### Records shown

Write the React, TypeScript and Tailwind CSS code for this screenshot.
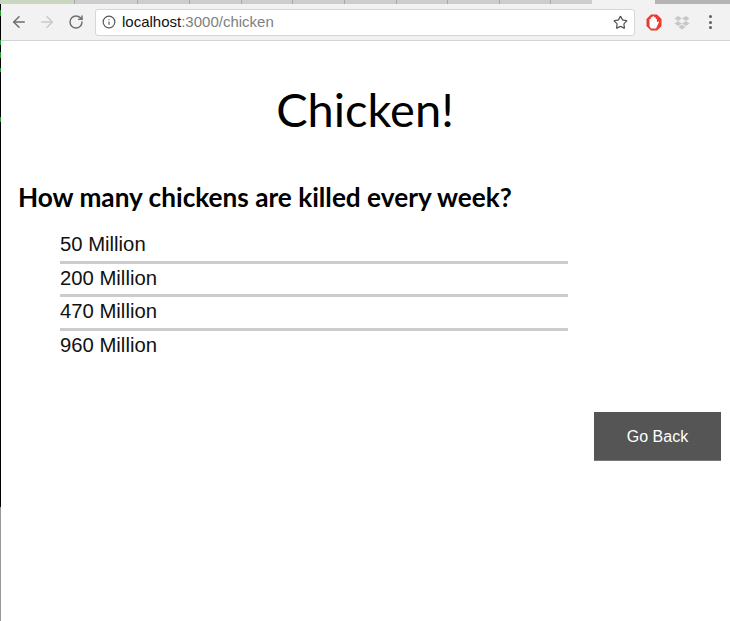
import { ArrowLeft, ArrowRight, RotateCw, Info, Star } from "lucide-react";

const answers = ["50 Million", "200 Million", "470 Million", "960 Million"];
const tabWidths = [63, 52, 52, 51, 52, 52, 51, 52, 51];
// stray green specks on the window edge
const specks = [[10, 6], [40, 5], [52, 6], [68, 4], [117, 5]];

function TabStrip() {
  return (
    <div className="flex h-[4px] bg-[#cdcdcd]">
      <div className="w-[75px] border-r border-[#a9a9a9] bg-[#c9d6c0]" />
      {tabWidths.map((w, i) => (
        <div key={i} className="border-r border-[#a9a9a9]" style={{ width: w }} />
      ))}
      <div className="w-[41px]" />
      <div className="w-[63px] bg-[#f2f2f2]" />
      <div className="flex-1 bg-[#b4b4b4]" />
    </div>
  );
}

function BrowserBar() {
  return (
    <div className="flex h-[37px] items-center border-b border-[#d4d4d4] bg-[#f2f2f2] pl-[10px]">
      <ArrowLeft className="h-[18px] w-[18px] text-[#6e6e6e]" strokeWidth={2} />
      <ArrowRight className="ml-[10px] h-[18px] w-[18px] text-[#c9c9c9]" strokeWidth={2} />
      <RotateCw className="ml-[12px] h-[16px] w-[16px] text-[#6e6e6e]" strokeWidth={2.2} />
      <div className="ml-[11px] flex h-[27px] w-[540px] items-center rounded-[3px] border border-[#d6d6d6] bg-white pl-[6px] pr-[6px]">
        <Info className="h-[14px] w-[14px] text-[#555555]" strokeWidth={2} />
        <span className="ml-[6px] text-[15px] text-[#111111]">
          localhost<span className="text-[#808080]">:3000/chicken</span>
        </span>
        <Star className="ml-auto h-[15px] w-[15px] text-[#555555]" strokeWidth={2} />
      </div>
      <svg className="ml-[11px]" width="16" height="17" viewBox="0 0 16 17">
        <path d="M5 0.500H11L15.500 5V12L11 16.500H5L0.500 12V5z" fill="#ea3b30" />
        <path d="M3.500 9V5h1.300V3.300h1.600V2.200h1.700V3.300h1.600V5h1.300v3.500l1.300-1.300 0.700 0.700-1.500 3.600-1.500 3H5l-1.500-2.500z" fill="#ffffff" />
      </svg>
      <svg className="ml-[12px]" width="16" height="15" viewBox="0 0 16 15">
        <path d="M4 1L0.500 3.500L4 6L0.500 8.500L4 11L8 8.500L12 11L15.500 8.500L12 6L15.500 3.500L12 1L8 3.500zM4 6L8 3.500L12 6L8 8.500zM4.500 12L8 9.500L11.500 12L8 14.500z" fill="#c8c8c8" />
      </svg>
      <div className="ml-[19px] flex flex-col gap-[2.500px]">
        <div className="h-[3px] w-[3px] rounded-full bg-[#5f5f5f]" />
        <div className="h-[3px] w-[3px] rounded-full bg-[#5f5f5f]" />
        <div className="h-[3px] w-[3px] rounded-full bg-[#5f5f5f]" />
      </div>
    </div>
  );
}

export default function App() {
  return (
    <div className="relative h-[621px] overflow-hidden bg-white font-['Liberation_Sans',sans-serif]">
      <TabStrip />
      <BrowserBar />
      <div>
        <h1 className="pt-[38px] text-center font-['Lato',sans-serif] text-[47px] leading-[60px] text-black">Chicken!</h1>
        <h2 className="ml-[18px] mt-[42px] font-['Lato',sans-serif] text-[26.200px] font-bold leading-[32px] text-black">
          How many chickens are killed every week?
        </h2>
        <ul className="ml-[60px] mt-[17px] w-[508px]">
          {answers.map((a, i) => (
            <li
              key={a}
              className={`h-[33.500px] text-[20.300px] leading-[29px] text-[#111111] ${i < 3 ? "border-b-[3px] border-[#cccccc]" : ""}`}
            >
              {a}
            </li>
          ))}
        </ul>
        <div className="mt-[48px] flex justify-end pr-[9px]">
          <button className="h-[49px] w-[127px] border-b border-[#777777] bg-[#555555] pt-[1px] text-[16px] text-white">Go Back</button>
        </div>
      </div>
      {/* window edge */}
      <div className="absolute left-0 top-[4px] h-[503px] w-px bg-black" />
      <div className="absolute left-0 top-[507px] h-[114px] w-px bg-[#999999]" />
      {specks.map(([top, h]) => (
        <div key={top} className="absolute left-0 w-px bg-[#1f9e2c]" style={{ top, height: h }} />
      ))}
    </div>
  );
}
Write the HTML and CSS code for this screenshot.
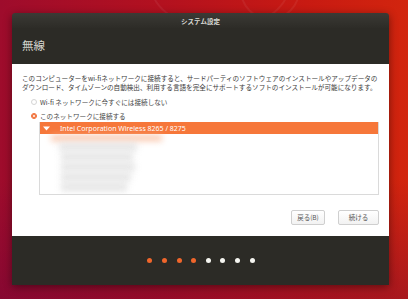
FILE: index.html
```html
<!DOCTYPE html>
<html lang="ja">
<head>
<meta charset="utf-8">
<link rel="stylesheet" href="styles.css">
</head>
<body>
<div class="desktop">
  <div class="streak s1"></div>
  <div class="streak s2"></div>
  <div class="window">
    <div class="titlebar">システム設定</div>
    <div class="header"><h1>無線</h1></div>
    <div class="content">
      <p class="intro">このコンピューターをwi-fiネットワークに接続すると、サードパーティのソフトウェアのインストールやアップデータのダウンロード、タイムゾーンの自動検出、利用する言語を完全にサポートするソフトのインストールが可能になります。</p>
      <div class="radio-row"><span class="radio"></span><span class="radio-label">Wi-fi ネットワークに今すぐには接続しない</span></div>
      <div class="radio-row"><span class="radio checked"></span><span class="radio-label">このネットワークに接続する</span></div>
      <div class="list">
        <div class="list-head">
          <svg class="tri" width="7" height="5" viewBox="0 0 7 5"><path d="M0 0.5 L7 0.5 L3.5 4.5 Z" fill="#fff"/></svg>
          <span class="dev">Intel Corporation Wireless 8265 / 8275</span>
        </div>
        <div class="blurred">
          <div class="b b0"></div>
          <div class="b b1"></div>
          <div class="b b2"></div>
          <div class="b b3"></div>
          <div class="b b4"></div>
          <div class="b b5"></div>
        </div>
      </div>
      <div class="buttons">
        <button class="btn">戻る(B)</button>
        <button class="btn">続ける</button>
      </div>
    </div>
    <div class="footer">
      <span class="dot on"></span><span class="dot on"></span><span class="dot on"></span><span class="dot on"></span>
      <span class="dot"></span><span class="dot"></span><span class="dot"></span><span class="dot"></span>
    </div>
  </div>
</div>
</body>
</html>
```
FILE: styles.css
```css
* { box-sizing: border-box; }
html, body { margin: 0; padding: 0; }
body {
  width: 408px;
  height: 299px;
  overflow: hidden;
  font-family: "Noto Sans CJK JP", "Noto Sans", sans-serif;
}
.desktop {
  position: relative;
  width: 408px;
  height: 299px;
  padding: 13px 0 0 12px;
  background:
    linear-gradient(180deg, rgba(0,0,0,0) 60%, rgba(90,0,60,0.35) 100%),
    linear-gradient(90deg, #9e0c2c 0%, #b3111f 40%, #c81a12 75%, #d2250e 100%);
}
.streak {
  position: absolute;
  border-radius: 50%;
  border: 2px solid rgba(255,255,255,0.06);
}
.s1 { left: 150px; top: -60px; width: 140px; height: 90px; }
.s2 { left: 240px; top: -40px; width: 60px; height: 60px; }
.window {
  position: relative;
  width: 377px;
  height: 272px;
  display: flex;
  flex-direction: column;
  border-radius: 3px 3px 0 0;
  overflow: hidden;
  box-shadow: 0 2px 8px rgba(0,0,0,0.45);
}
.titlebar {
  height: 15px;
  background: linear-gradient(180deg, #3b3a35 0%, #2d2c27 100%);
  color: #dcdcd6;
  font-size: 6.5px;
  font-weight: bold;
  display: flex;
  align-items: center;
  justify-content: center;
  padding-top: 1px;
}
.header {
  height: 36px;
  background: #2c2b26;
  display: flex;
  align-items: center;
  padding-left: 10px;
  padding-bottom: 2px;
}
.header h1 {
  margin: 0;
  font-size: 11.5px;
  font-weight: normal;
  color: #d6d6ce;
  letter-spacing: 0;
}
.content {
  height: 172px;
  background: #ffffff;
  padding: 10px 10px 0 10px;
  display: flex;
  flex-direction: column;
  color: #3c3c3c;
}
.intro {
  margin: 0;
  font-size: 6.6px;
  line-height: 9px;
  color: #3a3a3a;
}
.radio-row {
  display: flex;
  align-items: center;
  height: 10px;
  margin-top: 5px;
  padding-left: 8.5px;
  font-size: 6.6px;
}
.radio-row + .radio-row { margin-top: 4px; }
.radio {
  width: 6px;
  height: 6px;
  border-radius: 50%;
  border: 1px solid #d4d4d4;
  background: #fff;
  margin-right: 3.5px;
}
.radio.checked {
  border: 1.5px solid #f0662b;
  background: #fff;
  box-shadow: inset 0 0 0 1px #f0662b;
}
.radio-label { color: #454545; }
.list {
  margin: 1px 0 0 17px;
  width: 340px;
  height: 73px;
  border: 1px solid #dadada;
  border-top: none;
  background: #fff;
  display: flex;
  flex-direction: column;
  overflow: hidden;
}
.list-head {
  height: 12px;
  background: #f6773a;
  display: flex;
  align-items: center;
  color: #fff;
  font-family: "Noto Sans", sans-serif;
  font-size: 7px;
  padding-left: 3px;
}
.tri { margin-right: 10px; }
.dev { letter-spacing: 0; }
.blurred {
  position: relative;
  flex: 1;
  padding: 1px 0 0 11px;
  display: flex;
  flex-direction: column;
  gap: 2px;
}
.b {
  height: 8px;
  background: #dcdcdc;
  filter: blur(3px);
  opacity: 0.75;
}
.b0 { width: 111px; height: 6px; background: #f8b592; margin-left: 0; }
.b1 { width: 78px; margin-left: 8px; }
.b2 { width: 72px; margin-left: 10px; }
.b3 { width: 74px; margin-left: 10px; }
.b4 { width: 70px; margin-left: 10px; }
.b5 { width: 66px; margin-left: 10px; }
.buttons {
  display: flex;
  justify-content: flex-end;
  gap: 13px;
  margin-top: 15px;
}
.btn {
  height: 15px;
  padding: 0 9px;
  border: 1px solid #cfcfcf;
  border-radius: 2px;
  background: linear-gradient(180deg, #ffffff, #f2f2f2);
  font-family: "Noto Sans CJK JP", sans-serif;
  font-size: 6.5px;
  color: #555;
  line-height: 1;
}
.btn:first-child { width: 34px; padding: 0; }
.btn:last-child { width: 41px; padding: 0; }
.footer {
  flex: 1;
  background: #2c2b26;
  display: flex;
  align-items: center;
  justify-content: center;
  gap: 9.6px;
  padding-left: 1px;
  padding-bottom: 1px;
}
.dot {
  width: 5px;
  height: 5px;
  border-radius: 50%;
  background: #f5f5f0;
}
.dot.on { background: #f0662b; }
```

### Written exercise
Please restate the material above line by line, exactly, beginning at its first line and ending with the line that contains "4], [117, 5]];", without any pictures.

### Worked answer
Write the React, TypeScript and Tailwind CSS code for this screenshot.
import { ArrowLeft, ArrowRight, RotateCw, Info, Star } from "lucide-react";

const answers = ["50 Million", "200 Million", "470 Million", "960 Million"];
const tabWidths = [63, 52, 52, 51, 52, 52, 51, 52, 51];
// stray green specks on the window edge
const specks = [[10, 6], [40, 5], [52, 6], [68, 4], [117, 5]];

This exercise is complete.